A. Oh, you can’t twist Neil’s arm. He’s the 600-pound gorilla. If he wants to do it again, I will do it again, because I love working with him. He’s a fantastic artist. And if you’re going to have somebody be the leader of the group, it’s nice to have a functioning genius take the job.

 

Q. One last question: You’re an icon to a generation that rose up and stopped a war. There are now 72 million members of Generation Y. What is the challenge for them?

 

A. I think there are several. The first one is not to pass along to your children the mistakes that your parents made. That’s the most heroic thing you can do: Do a better job of parenting your kids. The second thing is--and I wrote a book about, Stand and Be Counted--is that you can make a difference. A single human being can make a difference, and if you don’t know that, you should study the life of Gandhi. Too many people now thing, “Oh, you fight city hall.” You’re right; there’s a huge juggernaut of city hall out there, but you can fight it. It took us 10 times as long as we thought it would to stop the Viet Nam war, but we did, and you can. You can make a difference, you can stand up. Acts of exemplary humanity inspire other human beings to want to stand next to you, and if there’s anything that will put us in a better place as a country and as a human race, it’s that. It’s being willing to stand on principle and stick up for what you believe in.

 

Q. And where does the musician fit in that?

 

A. The musician’s in a really wonderful place. Part of our job has always been being the troubadour, telling what’s happened over the hill in the next town.

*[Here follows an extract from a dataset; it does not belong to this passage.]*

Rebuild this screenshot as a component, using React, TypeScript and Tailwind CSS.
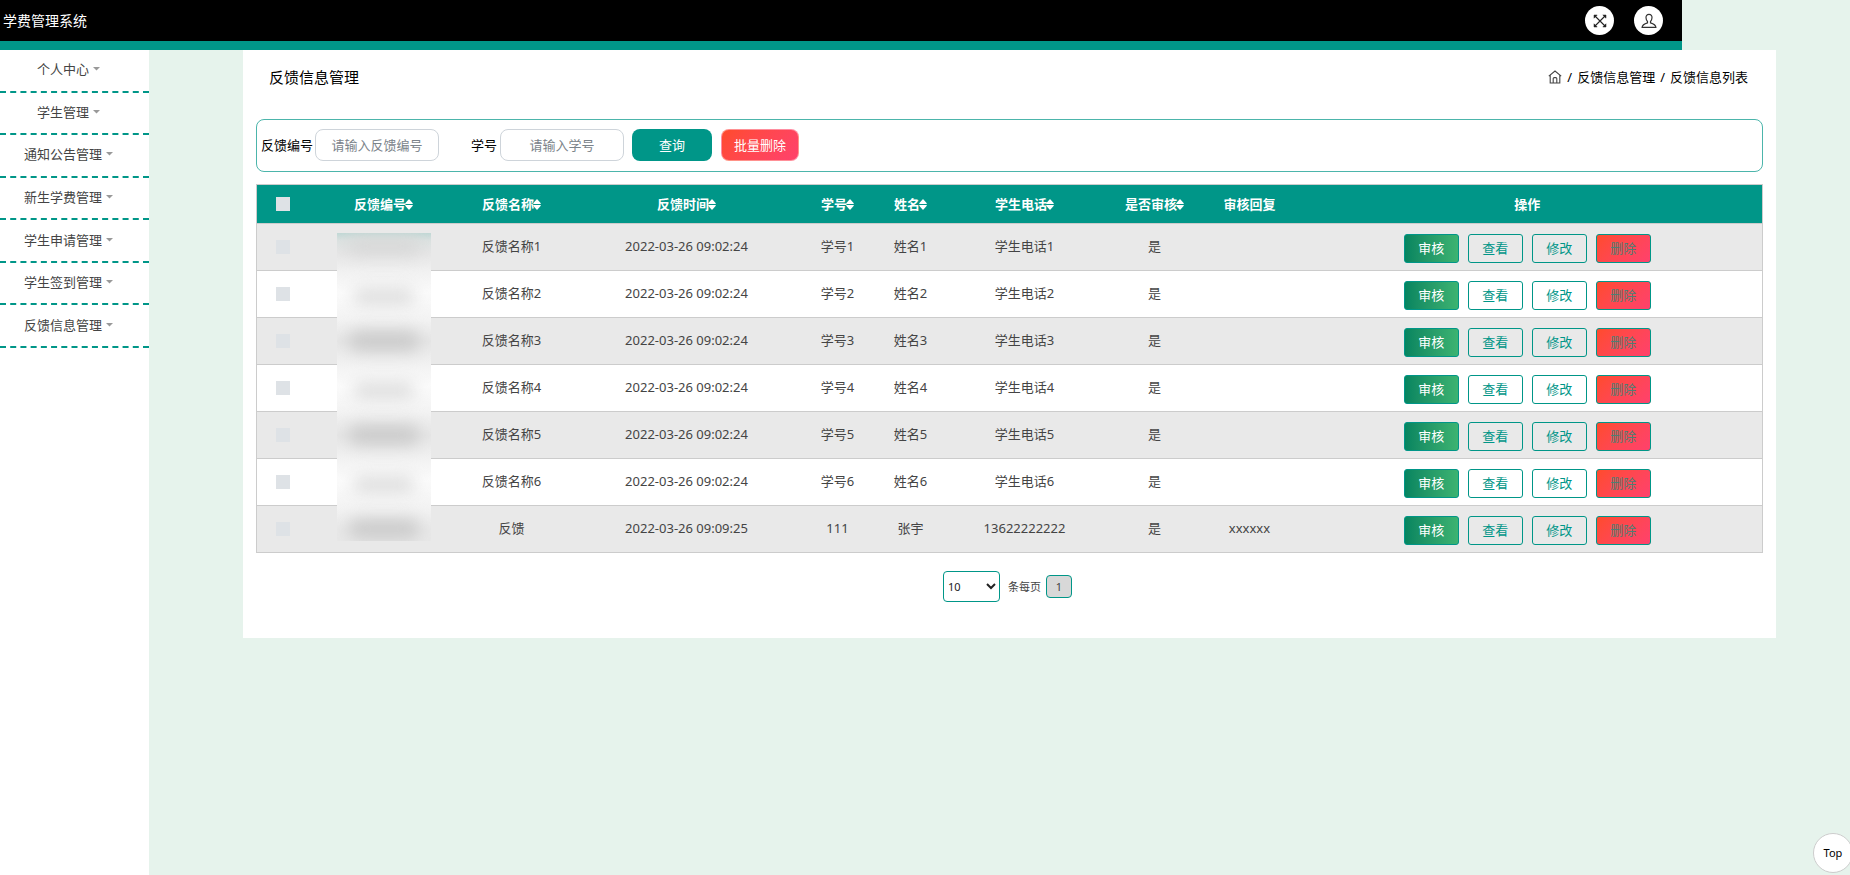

Part of our job has also been the town crier: “It’s 11:30 and all is well!” Or, “It’s 12 o’clock and it’s not so damn good!” I think that’s part of our job and we learned it from heroes like Pete Seeger, and I don’t think we’re all gonna forget that. There’s plenty of young bands who have a lot of social conscience and who are not going to buy into the conglomerization which is a terrible f---ing trend, and they are not going to simply buy the government line. They’re going to be themselves and speak out for their own hearts and minds.